Our workmanship promise
Every sunroof replacement we perform is backed by a lifetime workmanship warranty. That means if there is ever an issue related to how the glass was installed or sealed, we stand behind our work. Combined with OEM-quality glass, that gives Grand Vitara owners confidence that the repair will hold up to the demands of daily driving and the climate extremes of the Southwest and the Gulf Coast.
How Comprehensive Coverage Applies to Debris Impacts
One of the most reassuring things to know after a rock or airborne object damages your sunroof is that this type of loss is exactly what comprehensive coverage is built for. Comprehensive coverage, which is the portion of an auto policy separate from collision, generally addresses damage from falling or flying objects, road debris, and similar events that are not the result of a crash. A stone thrown from a truck tire or a piece of debris bouncing off the road is a textbook comprehensive claim.
Making the insurance side easy
Dealing with insurance after an unexpected impact can feel like one more stressor on top of a frustrating day. This is where we make things genuinely easier. Bang AutoGlass works directly with your insurer and takes care of the glass-side paperwork, coordinating the details so you can focus on getting back to your routine. We help walk you through how your comprehensive coverage applies to your sunroof and keep the process low-stress from start to finish.

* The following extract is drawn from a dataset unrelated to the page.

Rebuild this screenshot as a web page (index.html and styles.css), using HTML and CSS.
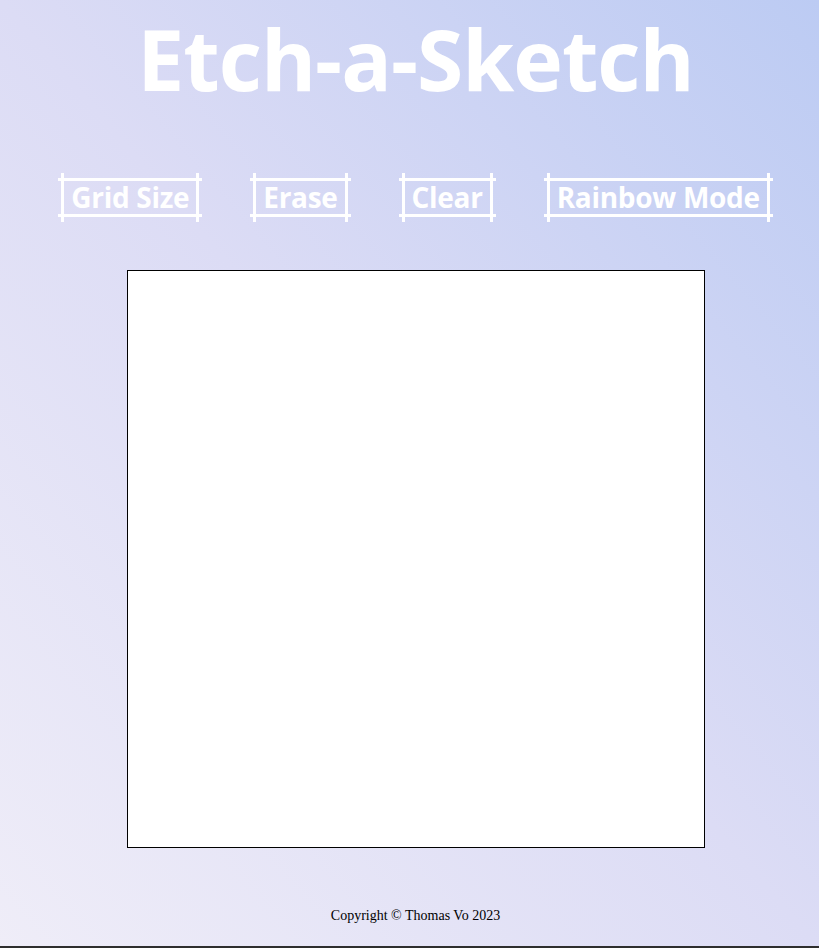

A note for Florida drivers
Florida drivers benefit from a well-known windshield provision, and comprehensive coverage more broadly is what typically responds to glass damage from road debris. While specifics depend on your individual policy, the key point is that an impact from a falling or airborne object is the kind of event comprehensive coverage is designed to address. We are glad to help you understand how your coverage fits your situation and to coordinate the claim so the experience is smooth.
Documenting the strike
To support your claim, it helps to remember and note the basics: when and where the impact happened, what you were driving behind or near, and clear photos of the damage. The more accurately the event is described as a debris or object impact, the more straightforward the comprehensive process tends to be. We can guide you on what is useful to capture.

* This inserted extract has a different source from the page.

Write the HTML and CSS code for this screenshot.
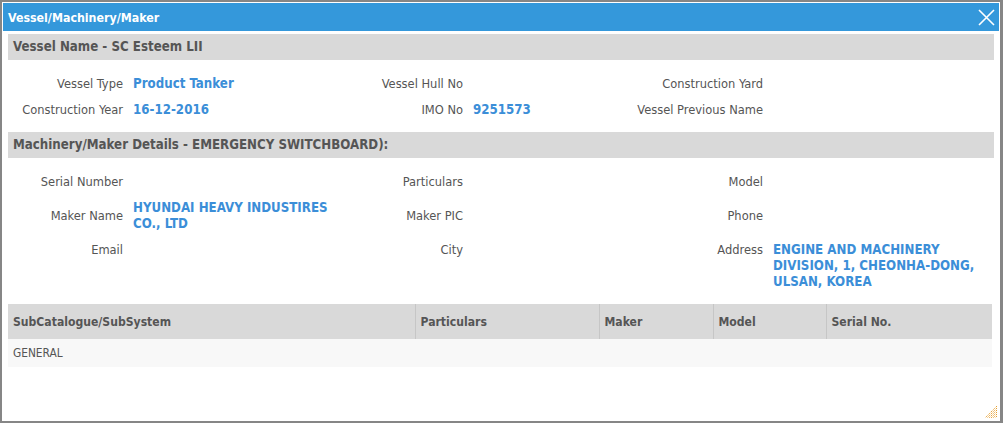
FILE: index.html
```html
<!DOCTYPE html>
<html>
<head>
<meta charset="utf-8">
<link rel="stylesheet" href="styles.css">
</head>
<body>
<div class="window">
  <div class="titlebar">
    <span class="title">Vessel/Machinery/Maker</span>
    <svg class="close" width="17" height="17" viewBox="0 0 17 17"><path d="M1 1 L16 16 M16 1 L1 16" stroke="#fff" stroke-width="1.6" fill="none"/></svg>
  </div>
  <div class="content">
    <div class="section-head">Vessel Name - SC Esteem LII</div>
    <div class="info">
      <div class="lbl">Vessel Type</div><div class="val">Product Tanker</div>
      <div class="lbl">Vessel Hull No</div><div class="val"></div>
      <div class="lbl">Construction Yard</div><div class="val"></div>
      <div class="lbl">Construction Year</div><div class="val">16-12-2016</div>
      <div class="lbl">IMO No</div><div class="val">9251573</div>
      <div class="lbl">Vessel Previous Name</div><div class="val"></div>
    </div>
    <div class="section-head">Machinery/Maker Details - EMERGENCY SWITCHBOARD):</div>
    <div class="info">
      <div class="lbl">Serial Number</div><div class="val"></div>
      <div class="lbl">Particulars</div><div class="val"></div>
      <div class="lbl">Model</div><div class="val"></div>
      <div class="lbl mid">Maker Name</div><div class="val">HYUNDAI HEAVY INDUSTIRES CO., LTD</div>
      <div class="lbl mid">Maker PIC</div><div class="val"></div>
      <div class="lbl mid">Phone</div><div class="val"></div>
      <div class="lbl">Email</div><div class="val"></div>
      <div class="lbl">City</div><div class="val"></div>
      <div class="lbl">Address</div><div class="val">ENGINE AND MACHINERY DIVISION, 1, CHEONHA-DONG, ULSAN, KOREA</div>
    </div>
    <table class="grid">
      <colgroup>
        <col class="c1"><col class="c2"><col class="c3"><col class="c4"><col class="c5">
      </colgroup>
      <thead>
        <tr><th>SubCatalogue/SubSystem</th><th>Particulars</th><th>Maker</th><th>Model</th><th>Serial No.</th></tr>
      </thead>
      <tbody>
        <tr><td>GENERAL</td><td></td><td></td><td></td><td></td></tr>
      </tbody>
    </table>
  </div>
  <svg class="grip" width="13" height="13" viewBox="0 0 13 13">
    <path d="M12 2 L2 12 M12 6 L6 12 M12 10 L10 12 M12 0 L0 12 M12 4 L4 12 M12 8 L8 12" stroke="#e8a030" stroke-width="1" stroke-dasharray="1.4 1" fill="none"/>
  </svg>
</div>
</body>
</html>
```

FILE: styles.css
```css
html, body {
  margin: 0;
  padding: 0;
  background: #fff;
}
body {
  font-family: "DejaVu Sans Condensed", "DejaVu Sans", sans-serif;
  font-size: 12.75px;
  color: #555;
}
.window {
  position: relative;
  box-sizing: border-box;
  width: 1003px;
  height: 423px;
  border-top: 2px solid #868686;
  border-left: 2px solid #868686;
  border-right: 3px solid #868686;
  border-bottom: 2px solid #868686;
  padding: 1px 1px 0 1px;
  background: #fff;
}
.titlebar {
  display: flex;
  align-items: center;
  justify-content: space-between;
  height: 28px;
  background: #3498db;
  padding: 0 4px 0 5px;
}
.title {
  color: #fff;
  font-weight: bold;
  font-size: 12.3px;
  padding-top: 2px;
}
.close {
  display: block;
  margin-top: 1px;
}
.content {
  padding: 3px 5px 0 5px;
}
.section-head {
  height: 26px;
  line-height: 26px;
  background: #d9d9d9;
  padding-left: 5px;
  font-weight: bold;
  font-size: 13.2px;
  color: #555;
}
.info {
  display: grid;
  grid-template-columns: 115px 205px 115px 150px 130px 1fr;
  column-gap: 10px;
  row-gap: 10px;
  padding: 16px 0 14px;
  line-height: 16px;
}
.lbl {
  text-align: right;
  color: #555;
  white-space: nowrap;
}
.lbl.mid {
  align-self: center;
}
.val {
  color: #3b8ed8;
  font-weight: bold;
  font-size: 13.2px;
}
.grid {
  width: 984px;
  border-collapse: collapse;
  table-layout: fixed;
}
.c1 { width: 407px; }
.c2 { width: 184px; }
.c3 { width: 114px; }
.c4 { width: 113px; }
.c5 { width: 166px; }
.grid th {
  height: 34px;
  padding: 1px 5px 0;
  text-align: left;
  background: #d9d9d9;
  font-weight: bold;
  font-size: 12.1px;
  color: #555;
  border-left: 1px solid #c6c6c6;
}
.grid th:first-child {
  border-left: none;
}
.grid td {
  height: 28px;
  padding: 0 5px;
  background: #f8f8f8;
  color: #555;
  font-size: 11.8px;
}
.grip {
  position: absolute;
  right: 2px;
  bottom: 2px;
}
```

The Bottom Line for Grand Vitara Owners
If road debris has struck your Suzuki Grand Vitara sunroof, here is what to hold onto. Sunroof glass is tempered, not laminated, which means it cannot be chip-repaired the way a windshield can; once it is fractured, the safe and correct response is full panel replacement. Impact damage shows a clear point of contact and often spreads fast across the panel, while thermal cracks appear without a strike, but either way a cracked tempered panel needs to be replaced. In the moments after a strike, get to safety, leave the sunroof closed, contain loose fragments, and cover the opening to protect your cabin from sun, dust, and rain until the new glass is in.
Because we are a mobile service across Arizona and Florida, we bring the replacement to you, use OEM-quality glass, back the work with a lifetime workmanship warranty, and help make your comprehensive insurance claim simple. A debris strike to your sunroof is unsettling, but the path forward is clear, and you do not have to navigate it alone.